Мужская жизнь | страница 75



— Кто ж даёт деньги? — не выдержал я, огласил вопрос, который вертелся на языке. — У вас здесь идиллия. А на пустом месте ничего не растёт!

— У нас здесь коммуна. Здесь труд, сообщество. А ещё есть пожертвования. Ты же сам, Валентин, мне помогал стройматериалами. Есть и капиталовложения. Есть маленькие производства. Есть база отдыха. Есть яхт-клуб. Кстати, его создал твой одноклассник Саша Касаткин.

Нет, не случайно я вспоминал о Сане Касаткине по дороге сюда. Я знал от одноклассников, что он от своего педагога и наставника не отклеился. И многого добился. Про него даже шутили: у него яхта как у Абрамовича.

Ах, как много дает человеку настырность, вера во что-то! Где все те наши школьные красавцы, красавицы, умники и умницы, где? А вот он, Саня Касаткин, расправил плечи. Хоть и рукавом сопли утирал.

— На уху вас приглашаю, — сказал Тимофей Иванович, взглянув на часы.

По дороге с берега Толик шёл впереди, мы с учителем — за ним, говорили меж собой.

— Приезжай к нам, Валентин. Народ у нас славный. Ты строитель. Развернёмся здесь. Чего в городе пыль глотать да бегать за чиновниками, разные бумаги вымаливать. У нас тут небольшой завод стройматериалов намечается, лесопилка опять же.

— Затоскую я здесь, Тимофей Иванович. Я давно от сельской жизни отвык. Тут с семьей, наверное, жить хорошо, когда всё ладится. А я один, одному тяжко. Да и деньги люблю. — рассмеялся, через пару шагов сказал серьёзно, о главном: — Тимофей Иванович, за сыном до осени приглядите. Парень он неглупый, но не определившийся. У меня толку не хватает его на путь истинный наставить.
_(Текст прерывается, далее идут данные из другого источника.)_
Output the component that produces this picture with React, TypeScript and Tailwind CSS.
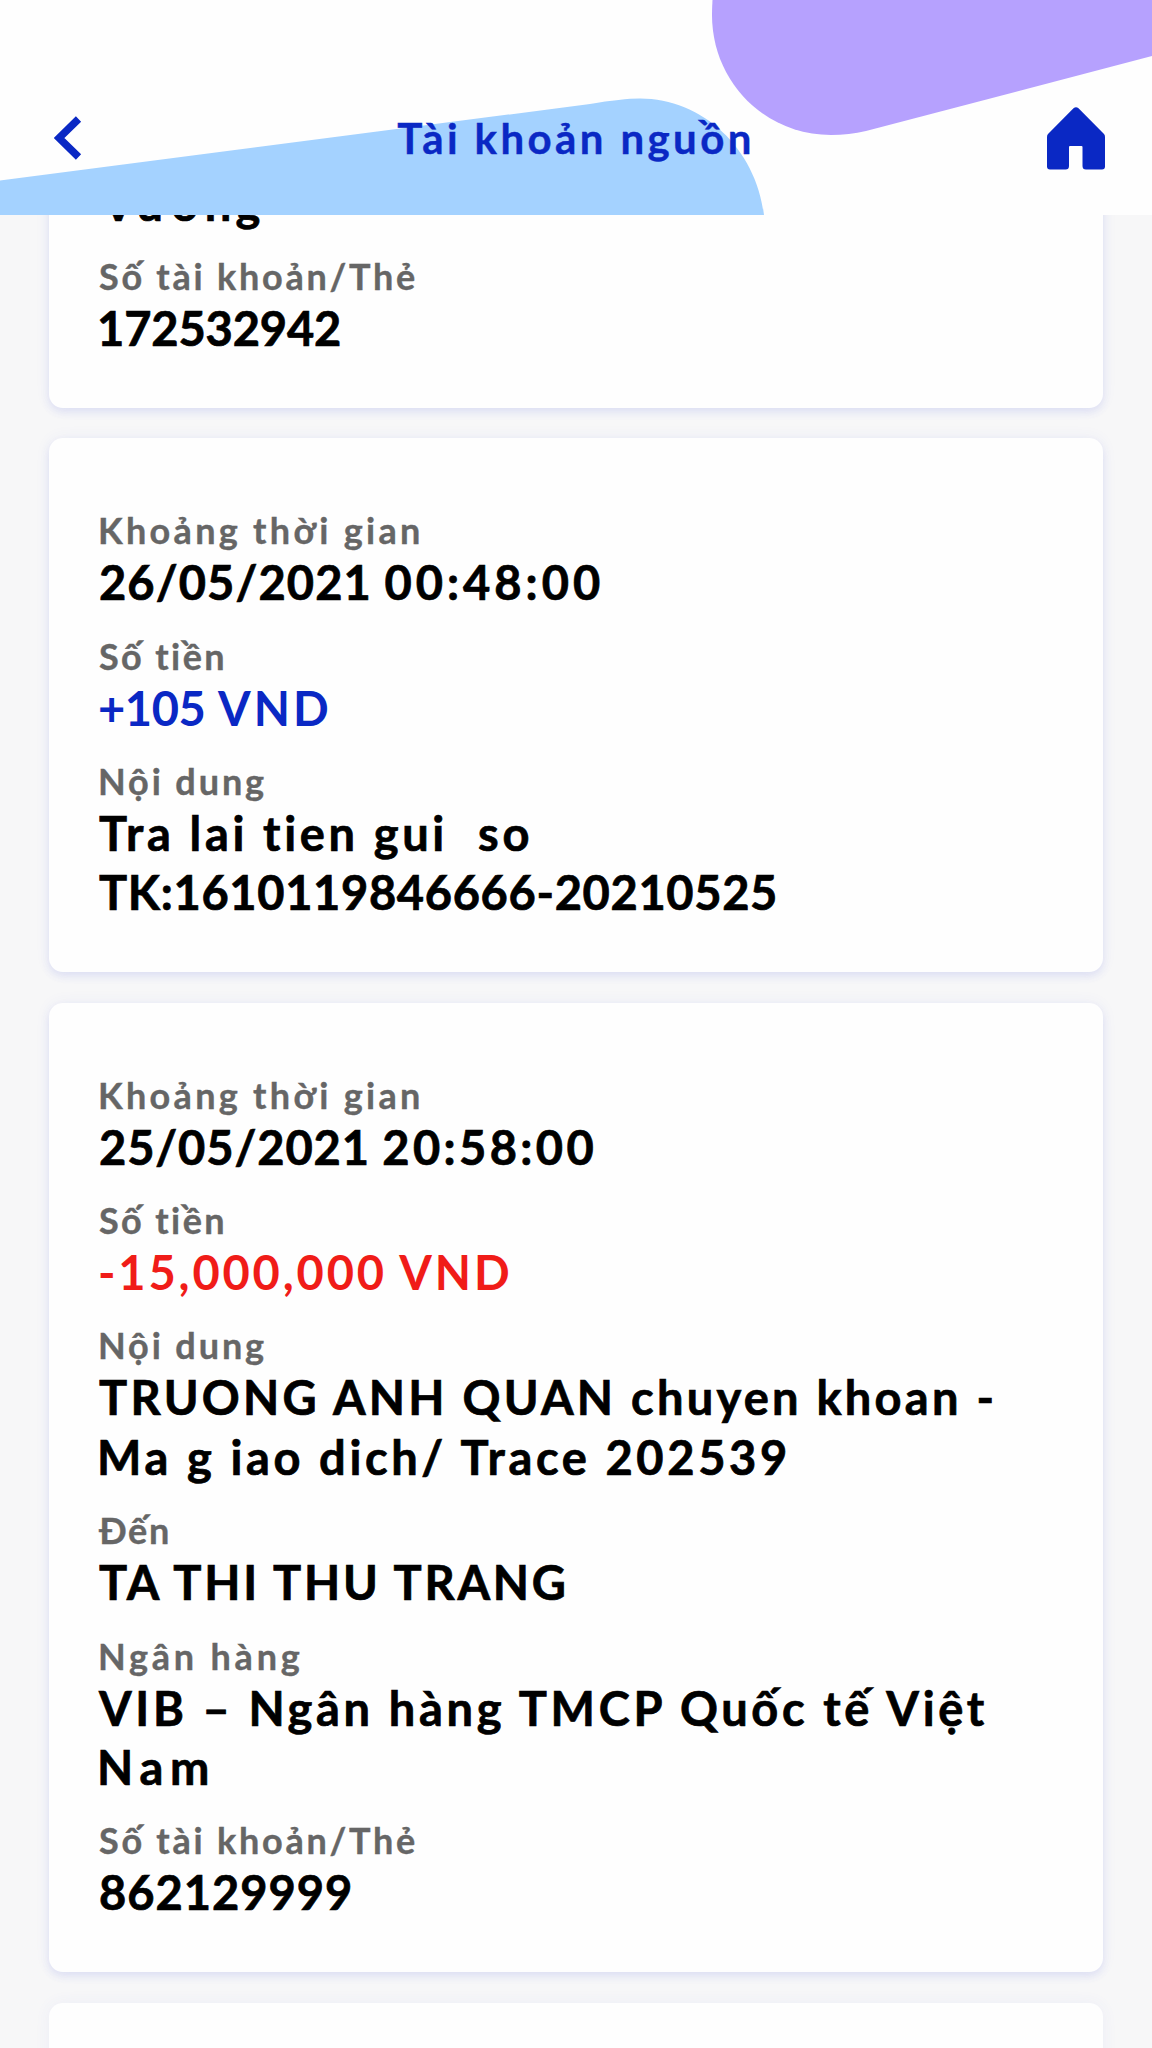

Тимофей Иванович положил мне руку на плечо, по-отечески приобнял.

На здании конторы, чуть позже, я прочитал на доске объявлений график встреч в клубе «Коммуна». Тут был и член-корр Академики наук, и лётчик-космонавт, и некий г-н Ли, китаец-философ. Я присвистнул: всё тут было непросто, основательно, со смыслом — и врачи-путешественники, и Вадим, моделирующий управление, и график встреч, и сам Тимофей Иванович, неувядающий романтик. И казалось бы, со спокойной совестью, с чистым сердцем, с лёгкой душой должен был я оставить на здешнее житье и попечительство своего отрока, но прощался с Толиком на другой день утром с тяжёлым чувством.

Он ещё спал, когда я поднялся и собрался в обратную дорогу. Я сел на стул рядом с его кроватью, смотрел на него спящего. Болело сердце. Нет, не физически, а как-то тяжело, горестно было внутри, словно печальная тягостная песнь звучала в груди. Вот оставляю здесь сына, как будто экспериментирую с ним. Разве он сам не может определить себе дорогу и призвание, ведь сам-то я шёл своим путем, своей дорогой. Как уехал из дома в восемнадцать лет, никаких поводырей не имел. Может, Толик мой человек слабый, требующий защиты и опеки? Может, поэтому так щемит сердце?